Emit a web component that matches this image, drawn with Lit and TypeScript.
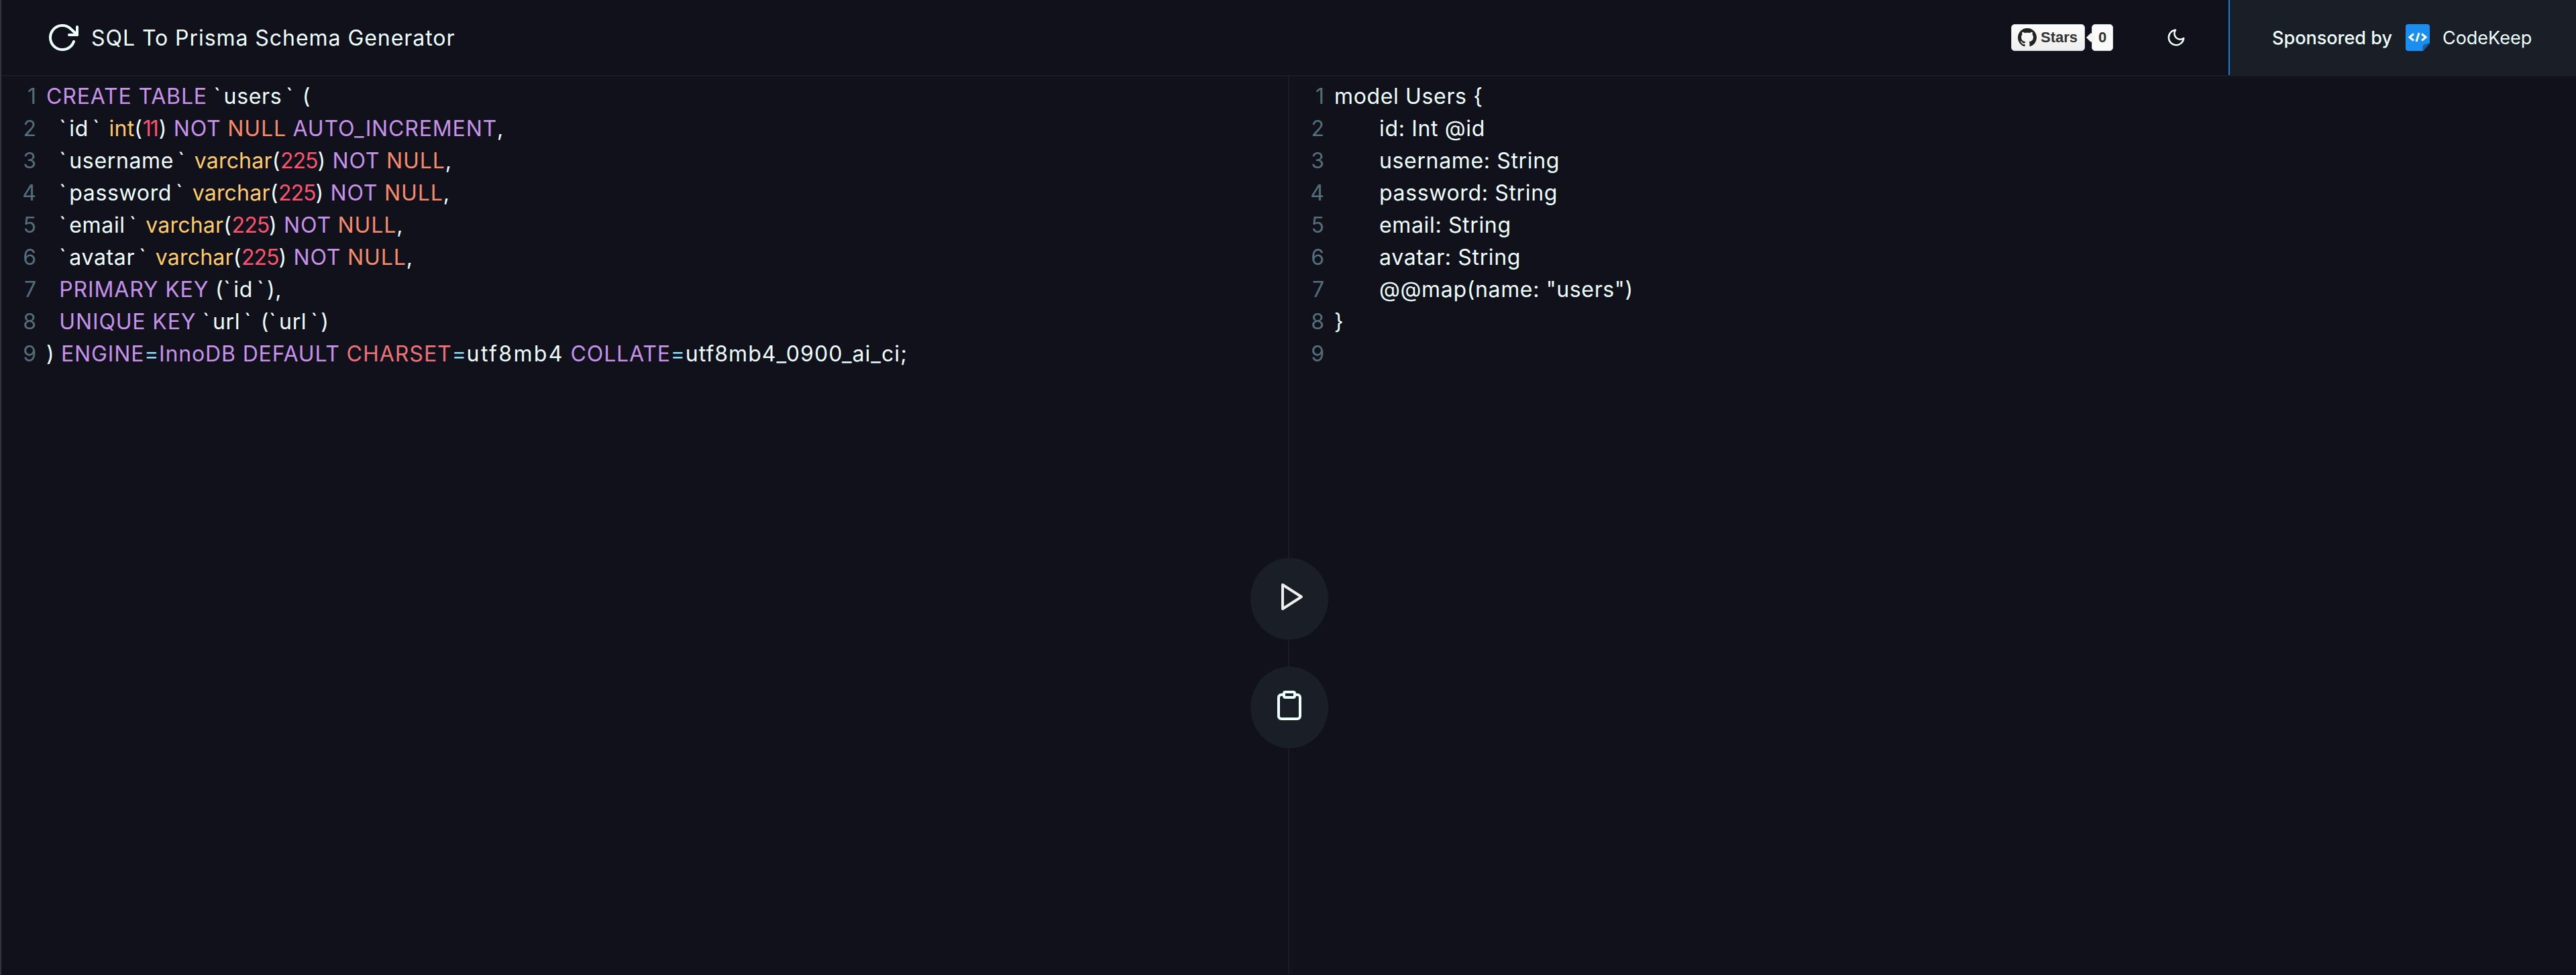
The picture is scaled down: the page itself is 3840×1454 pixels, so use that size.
import { LitElement, html, css } from "lit";
import { customElement } from "lit/decorators.js";

type Tok = [string, string];
const W = "w", P = "p", O = "o", R = "r", Y = "y", C = "c", K = "k", D = "w wide", E = "w wider", N = "r tight";

const left: Tok[][] = [
  [[P, "CREATE TABLE"], [W, " `users` ("]],
  [[W, "  `id` "], [Y, "int"], [W, "("], [N, "11"], [W, ") "], [P, "NOT"], [W, " "], [O, "NULL"], [W, " "], [P, "AUTO_INCREMENT"], [W, ","]],
  [[W, "  `username` "], [Y, "varchar"], [W, "("], [R, "225"], [W, ") "], [P, "NOT"], [W, " "], [O, "NULL"], [W, ","]],
  [[W, "  `password` "], [Y, "varchar"], [W, "("], [R, "225"], [W, ") "], [P, "NOT"], [W, " "], [O, "NULL"], [W, ","]],
  [[W, "  `email` "], [Y, "varchar"], [W, "("], [R, "225"], [W, ") "], [P, "NOT"], [W, " "], [O, "NULL"], [W, ","]],
  [[W, "  `avatar` "], [Y, "varchar"], [W, "("], [R, "225"], [W, ") "], [P, "NOT"], [W, " "], [O, "NULL"], [W, ","]],
  [[W, "  "], [P, "PRIMARY KEY"], [W, " (`id`),"]],
  [[W, "  "], [P, "UNIQUE KEY"], [W, " `url` (`url`)"]],
  [[W, ") "], [P, "ENGINE"], [C, "="], [P, "InnoDB DEFAULT"], [W, " "], [K, "CHARSET"], [C, "="], [E, "utf8mb4"], [W, " "], [P, "COLLATE"], [C, "="], [D, "utf8mb4_0900_ai_ci;"]],
];

const right: [boolean, string][] = [
  [false, "model Users {"],
  [true, "id: Int @id"],
  [true, "username: String"],
  [true, "password: String"],
  [true, "email: String"],
  [true, "avatar: String"],
  [true, '@@map(name: "users")'],
  [false, "}"],
  [false, ""],
];

const GH = "M8 0C3.58 0 0 3.58 0 8c0 3.54 2.29 6.53 5.47 7.59.4.07.55-.17.55-.38 0-.19-.01-.82-.01-1.49-2.01.37-2.53-.49-2.69-.94-.09-.23-.48-.94-.82-1.13-.28-.15-.68-.52-.01-.53.63-.01 1.08.58 1.23.82.72 1.21 1.87.87 2.33.66.07-.52.28-.87.51-1.07-1.78-.2-3.64-.89-3.64-3.95 0-.87.31-1.59.82-2.15-.08-.2-.36-1.02.08-2.12 0 0 .67-.21 2.2.82.64-.18 1.32-.27 2-.27.68 0 1.36.09 2 .27 1.53-1.04 2.2-.82 2.2-.82.44 1.1.16 1.92.08 2.12.51.56.82 1.27.82 2.15 0 3.07-1.87 3.75-3.65 3.95.29.25.54.73.54 1.48 0 1.07-.01 1.93-.01 2.2 0 .21.15.46.55.38A8.013 8.013 0 0016 8c0-4.42-3.58-8-8-8z";

const ticks = (s: string) => {
  let n = 0;
  return s.split(/(`)/).map((p) =>
    p === "`" ? html`<span class=${n++ % 2 ? "close" : "open"}>\`</span>` : p
  );
};

@customElement("app-root")
export class AppRoot extends LitElement {
  static styles = css`
    :host {
      display: block;
      height: 1454px;
      background: #10111a;
      color: #eeffff;
      font-family: Inter, "Noto Sans", sans-serif;
      border-left: 2px solid #34363f;
      box-sizing: border-box;
      overflow: hidden;
      position: relative;
    }
    .head {
      display: flex;
      align-items: stretch;
      height: 114px;
      box-sizing: border-box;
      border-bottom: 2px solid #1a1c25;
    }
    .brand {
      display: flex;
      align-items: center;
      flex: 1;
      padding-left: 67px;
      gap: 19px;
      font-size: 32px;
      letter-spacing: 0.95px;
    }
    .brand svg { width: 48px; height: 48px; }
    .ic { fill: none; stroke: currentColor; stroke-width: 2; stroke-linecap: round; stroke-linejoin: round; }
    .tools { display: flex; align-items: center; margin-right: 63px; }
    .gh {
      display: flex;
      align-items: center;
      gap: 6px;
      width: 110px;
      height: 40px;
      box-sizing: border-box;
      padding-left: 9px;
      border: 1px solid #d5d5d5;
      border-radius: 5px;
      background: linear-gradient(#fcfcfc, #eeeeee);
      color: #333;
      font: bold 22px "Liberation Sans", sans-serif;
    }
    .gh svg { width: 28px; height: 28px; fill: #222; flex: none; }
    .count {
      position: relative;
      display: flex;
      align-items: center;
      justify-content: center;
      margin-left: 10px;
      width: 32px;
      height: 40px;
      box-sizing: border-box;
      border: 1px solid #d5d5d5;
      border-radius: 5px;
      background: #fafafa;
      color: #333;
      font: bold 22px "Liberation Sans", sans-serif;
    }
    .count::before {
      content: "";
      position: absolute;
      left: -7px;
      top: 14px;
      width: 10px;
      height: 10px;
      background: #f4f4f4;
      transform: rotate(45deg);
    }
    .count span { position: relative; }
    .moon { width: 30px; height: 30px; margin-left: 79px; }
    .sponsor {
      display: flex;
      align-items: center;
      width: 518px;
      height: 112px;
      box-sizing: border-box;
      background: #1a1e27;
      border-left: 2px solid #1a7fd4;
      padding-left: 63px;
      font-size: 27px;
    }
    .sponsor b { font-weight: 500; }
    .sponsor svg { width: 36px; height: 40px; margin: 0 19px 0 20px; }
    .panes { display: grid; grid-template-columns: 1918px 2px 1fr; }
    .divider { background: #1a1c25; height: 1340px; }
    .pane { padding-top: 6px; font-size: 32px; line-height: 48px; }
    .row { display: flex; height: 48px; }
    .num { width: 52px; text-align: right; color: #546e7a; flex: none; }
    .code { margin-left: 15px; white-space: pre; letter-spacing: 0.65px; }
    .tab { padding-left: 67px; }
    .open { padding-right: 4px; }
    .close { padding: 0 4px 0 6px; }
    .w { color: #eeffff; }
    .wide { letter-spacing: 1.05px; }
    .wider { letter-spacing: 2.4px; }
    .p { color: #c792ea; letter-spacing: 0.85px; }
    .o { color: #f78c6c; letter-spacing: 0.9px; }
    .r { color: #ff5370; letter-spacing: -1px; }
    .tight { letter-spacing: -2px; padding-right: 2px; }
    .y { color: #ffcb6b; letter-spacing: 0.2px; }
    .c { color: #89ddff; }
    .k { color: #f07178; letter-spacing: 1px; }
    .actions {
      position: absolute;
      left: 1862px;
      top: 832px;
      display: flex;
      flex-direction: column;
      gap: 40px;
    }
    .btn {
      width: 116px;
      height: 122px;
      border-radius: 50%;
      background: #1a1e27;
      display: flex;
      align-items: center;
      justify-content: center;
      padding-bottom: 6px;
      box-sizing: border-box;
    }
    .btn svg { width: 48px; height: 48px; }
    .play { color: #eeeeee; margin-left: 8px; }
  `;

  render() {
    return html`
      <div class="head">
        <div class="brand">
          <svg viewBox="0 0 24 24" class="ic"><polyline points="23 4 23 10 17 10"></polyline><path d="M20.49 15a9 9 0 1 1-2.12-9.36L23 10"></path></svg>
          <span>SQL To Prisma Schema Generator</span>
        </div>
        <div class="tools">
          <div class="gh"><svg viewBox="0 0 16 16"><path d=${GH}></path></svg><span>Stars</span></div>
          <div class="count"><span>0</span></div>
          <svg class="ic moon" viewBox="0 0 24 24"><path d="M21 12.79A9 9 0 1 1 11.21 3 7 7 0 0 0 21 12.79z"></path></svg>
        </div>
        <div class="sponsor">
          <b>Sponsored by</b>
          <svg viewBox="0 0 36 40">
            <path d="M4 0h28a4 4 0 0 1 4 4v24L26 40H4a4 4 0 0 1-4-4V4a4 4 0 0 1 4-4z" fill="#1b8ff0"></path>
            <path d="M36 28c-5 1-9 2-10 4s-1 5 0 8z" fill="#14609f"></path>
            <path d="M12 14.5l-6 5 6 5M24 14.5l6 5-6 5M20 13l-4 13" fill="none" stroke="#fff" stroke-width="3"></path>
          </svg>
          <span>CodeKeep</span>
        </div>
      </div>
      <div class="panes">
        <div class="pane">
          ${left.map((l, i) => html`<div class="row"><div class="num">${i + 1}</div><div class="code">${l.map((t) => html`<span class=${t[0]}>${ticks(t[1])}</span>`)}</div></div>`)}
        </div>
        <div class="divider"></div>
        <div class="pane">
          ${right.map((l, i) => html`<div class="row"><div class="num">${i + 1}</div><div class="code"><span class=${l[0] ? "tab" : ""}>${l[1]}</span></div></div>`)}
        </div>
      </div>
      <div class="actions">
        <div class="btn"><svg class="ic play" viewBox="0 0 24 24"><polygon points="5 3 19 12 5 21 5 3"></polygon></svg></div>
        <div class="btn"><svg class="ic" viewBox="0 0 24 24"><path d="M16 4h2a2 2 0 0 1 2 2v14a2 2 0 0 1-2 2H6a2 2 0 0 1-2-2V6a2 2 0 0 1 2-2h2"></path><rect x="8" y="2" width="8" height="4" rx="1" ry="1"></rect></svg></div>
      </div>
    `;
  }
}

+ + + +

Direction: Among the lines of the data above, count those holding "that" and state only the number.

Result for this exercise: 2